Preparation. - The most perfect image of the Blessed Trinity on earth is our soul. Let us consider it, first, according to nature, and secondly, according to grace, and then resolve to purify and sanctify it by frequent acts of repentance, love and petition, so as to make of it a dwelling befitting the divine Majesty. "Holiness becometh Thy house, O Lord" (Ps. 92. 5).

I. The Human Soul According To Nature.

God formed the soul, not merely with His all-powerful hands, but with the breath of His mouth, that is, wishing it to be His image, He made it spiritual and immortal like Himself, endowed with understanding, free-will, having, like Himself, noble thought, a breadth of conception embracing all things, a restless activity, a desire of happiness and enjoyment which never says - enough. If we esteem a portrait according to the talent of the painter, what idea should we not have of our soul, which is the work of the Almighty, the Creator of the universe! We respect a painter that represents an august personage; how much more should we not revere men's souls, which are the images of the Most High!

Their natural beauty surpasses all the beauties of the universe. Neither the firmament with its millions of twinkling stars, nor the sun with all its brightness, nor the palaces of monarchs with their brilliant courts and their superb gardens, nothing can give us an idea of that ravishing portrait of God, our soul, which bears the features of the adorable Trinity. Like the Father, our soul has being; like the Son, it possesses understanding; like the Holy Ghost, it loves. Our mind begets our thoughts, as the Father begets the Son. From the mutual love between our mind and its idea arises the act of our will, as the Holy Ghost, the substantial Love, proceeds from the Father and the Son. O greatness too little known, too often forgotten!

Let us remember that, as the interpreters of irrational creatures, we ought in their stead to praise God who created them, and to beware turning them away from their end, which consists in helping us to know and love our Creator. But, alas! have we not often done the contrary by making use of the exterior world to offend God and gratify our passions? this is an injustice and an ingratitude which degrades us and renders us liable to eternal torments, if we sinned grievously in doing so.

O my God, I repent of having used for my vanity and self-love so many objects created to enable me to rise to Thee. Give me the courage to resume my place above this visible world, first, by mortifying my body, my senses, and my passions; secondly by detaching myself from transitory goods, and thirdly, by being constantly submissive to Thy ever wise and amiable guidance.

II. The Human Soul According To Grace.

The soul resembles God not only according to its nature, but especially according to grace. By habitual or sanctifying grace it receives, so to speak, a new being, an accidental being, which it can lose without being destroyed, but a being of an order infinitely superior to the natural, which is called supernatural or above all created nature, even the angelic. This is an astounding privilege, if there ever was one, which elevates our soul to the sphere of God!
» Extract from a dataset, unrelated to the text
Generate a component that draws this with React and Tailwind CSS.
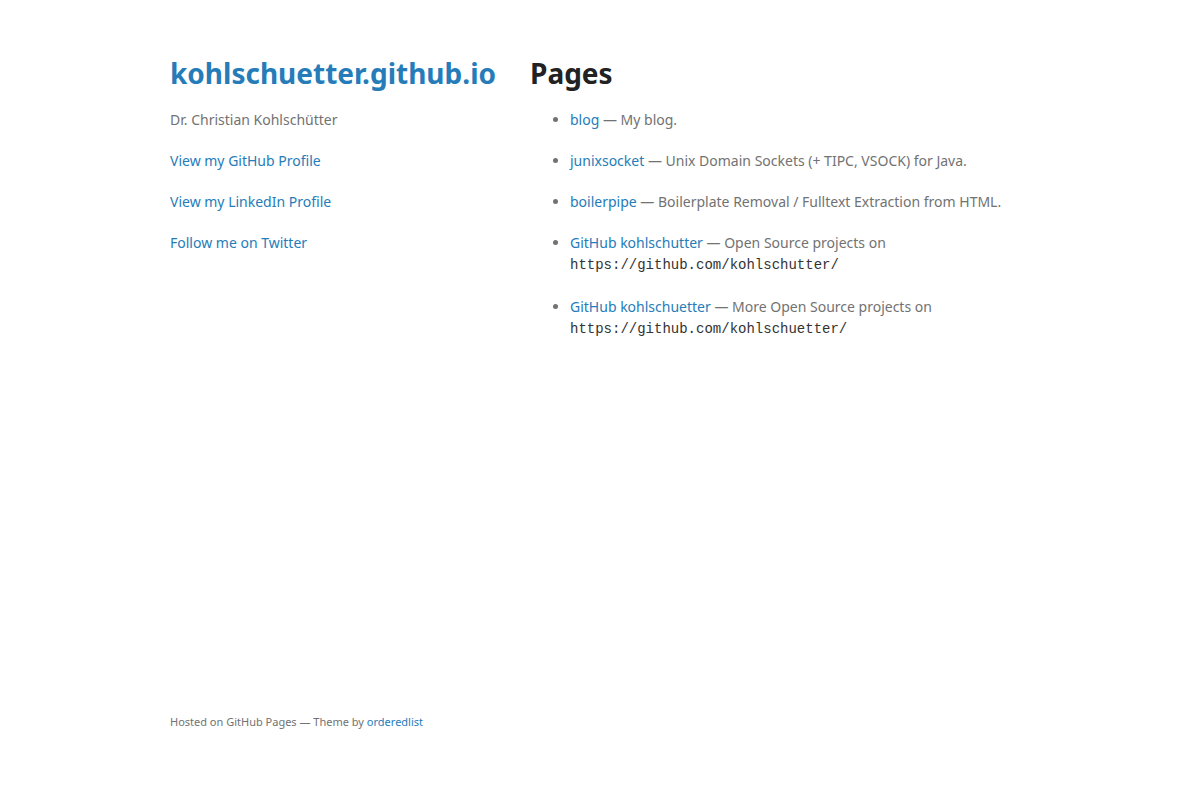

Faith, which flows therefrom, is far more sublime than the brightness of the greatest geniuses, and, in some manner, deifies our intellect, by enabling us to know the mysteries of God with the help of the same light, by which He knows them. It is like the Creator's reason added to ours. And how greatly does the Lord ennoble our will also, by communicating to it the horror of evil and the love of good, as they are in Himself! God goes even so far as to enable us to participate, by analogy or resemblance, in His divine Being, or His Divinity; this is for us, says St. Thomas, the height of true greatness. O goodness, O charity of our God!

Adam's sin has caused us to fall very low; and lo! the Most High raises us up in Jesus Christ so far as to make us His adopted children, and, in some manner, as other Jesus Christs! The whole Blessed Trinity contributes to this glorious childship of God; God the Father by adopting us; God the Son by uniting us to Himself and constituting us His brethren and co-heirs; God the Holy Ghost by communicating to us the love of the Father and the Son, through the gifts and graces He lavishes on us, the least of which surpasses in value the whole universe.

Who will tell us how much we are indebted to the bounty of the three divine Persons? That we may testify our gratitude to them, let us honor, first, God the Father by our unreserved obedience and submission to His holy will; secondly, God the Son, by annihilating our self-esteem in His presence; and thirdly, God the Holy Ghost, by a complete detachment from the earth and a constant love of the supreme Good.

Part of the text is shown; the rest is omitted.